** Begin **

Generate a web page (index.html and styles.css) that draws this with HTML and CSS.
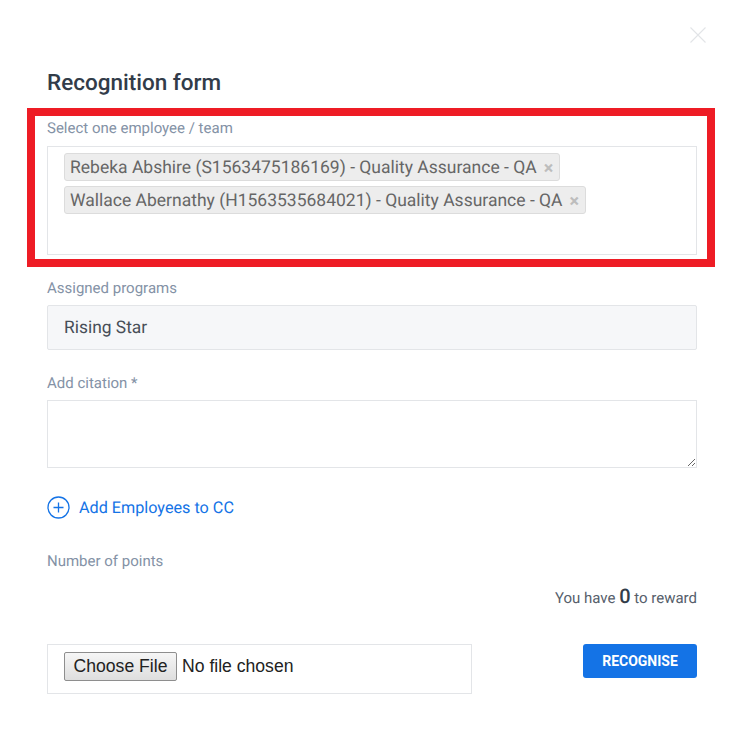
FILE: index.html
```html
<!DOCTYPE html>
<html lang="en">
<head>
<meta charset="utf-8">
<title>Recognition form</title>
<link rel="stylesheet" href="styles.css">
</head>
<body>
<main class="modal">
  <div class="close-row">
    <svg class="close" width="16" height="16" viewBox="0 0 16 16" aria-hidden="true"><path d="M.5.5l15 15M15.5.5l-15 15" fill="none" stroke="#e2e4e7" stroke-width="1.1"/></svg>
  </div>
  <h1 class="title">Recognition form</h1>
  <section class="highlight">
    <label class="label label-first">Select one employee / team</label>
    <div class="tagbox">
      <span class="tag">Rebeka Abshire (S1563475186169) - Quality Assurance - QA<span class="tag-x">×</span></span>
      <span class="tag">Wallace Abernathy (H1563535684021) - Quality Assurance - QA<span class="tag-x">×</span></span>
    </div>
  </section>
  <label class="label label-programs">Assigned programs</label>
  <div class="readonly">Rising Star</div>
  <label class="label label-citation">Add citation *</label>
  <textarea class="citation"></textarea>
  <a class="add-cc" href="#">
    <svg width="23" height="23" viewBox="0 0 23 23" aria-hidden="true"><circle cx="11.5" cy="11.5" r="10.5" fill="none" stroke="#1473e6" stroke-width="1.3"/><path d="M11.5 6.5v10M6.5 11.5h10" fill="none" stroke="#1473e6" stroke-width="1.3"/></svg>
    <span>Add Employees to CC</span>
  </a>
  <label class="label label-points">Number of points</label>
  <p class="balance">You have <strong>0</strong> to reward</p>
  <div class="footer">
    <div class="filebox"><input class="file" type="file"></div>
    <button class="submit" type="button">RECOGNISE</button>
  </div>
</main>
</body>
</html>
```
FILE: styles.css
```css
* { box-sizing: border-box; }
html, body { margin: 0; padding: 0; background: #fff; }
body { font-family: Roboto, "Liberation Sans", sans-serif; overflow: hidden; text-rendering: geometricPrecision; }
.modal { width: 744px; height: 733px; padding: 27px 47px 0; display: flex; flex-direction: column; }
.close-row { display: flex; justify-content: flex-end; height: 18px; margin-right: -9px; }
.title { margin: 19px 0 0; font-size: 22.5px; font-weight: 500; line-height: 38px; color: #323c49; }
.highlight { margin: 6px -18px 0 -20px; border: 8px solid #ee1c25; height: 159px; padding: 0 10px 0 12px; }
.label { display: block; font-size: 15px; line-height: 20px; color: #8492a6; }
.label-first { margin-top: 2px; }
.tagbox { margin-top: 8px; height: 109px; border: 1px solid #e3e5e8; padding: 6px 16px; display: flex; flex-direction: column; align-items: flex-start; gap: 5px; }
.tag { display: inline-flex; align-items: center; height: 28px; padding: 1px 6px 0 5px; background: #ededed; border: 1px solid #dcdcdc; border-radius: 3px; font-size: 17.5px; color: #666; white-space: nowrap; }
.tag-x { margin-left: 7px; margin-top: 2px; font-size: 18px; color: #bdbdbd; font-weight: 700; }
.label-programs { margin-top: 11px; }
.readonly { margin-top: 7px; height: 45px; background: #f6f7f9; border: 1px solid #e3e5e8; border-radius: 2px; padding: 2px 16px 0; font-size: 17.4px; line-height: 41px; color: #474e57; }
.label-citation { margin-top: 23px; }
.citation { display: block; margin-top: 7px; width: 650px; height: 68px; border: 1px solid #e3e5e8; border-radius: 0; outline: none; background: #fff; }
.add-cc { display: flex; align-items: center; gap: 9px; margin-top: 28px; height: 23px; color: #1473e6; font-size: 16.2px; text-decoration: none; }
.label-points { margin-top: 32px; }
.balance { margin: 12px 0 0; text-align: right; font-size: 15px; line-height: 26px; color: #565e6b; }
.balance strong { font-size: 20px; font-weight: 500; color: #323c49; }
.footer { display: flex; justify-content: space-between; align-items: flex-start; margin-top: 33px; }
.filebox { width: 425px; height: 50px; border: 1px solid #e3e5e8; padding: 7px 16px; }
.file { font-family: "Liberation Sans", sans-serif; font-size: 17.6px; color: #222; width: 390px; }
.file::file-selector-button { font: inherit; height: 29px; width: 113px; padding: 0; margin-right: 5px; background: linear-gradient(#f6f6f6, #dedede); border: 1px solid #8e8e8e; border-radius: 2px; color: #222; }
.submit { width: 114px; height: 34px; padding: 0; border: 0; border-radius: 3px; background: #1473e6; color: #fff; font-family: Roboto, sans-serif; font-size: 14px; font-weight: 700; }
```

** End **

- **Written request**:
Find the word "index" in the material, then list each line that holds it.

- **Answer to the task**:
Generate a web page (index.html and styles.css) that draws this with HTML and CSS.
FILE: index.html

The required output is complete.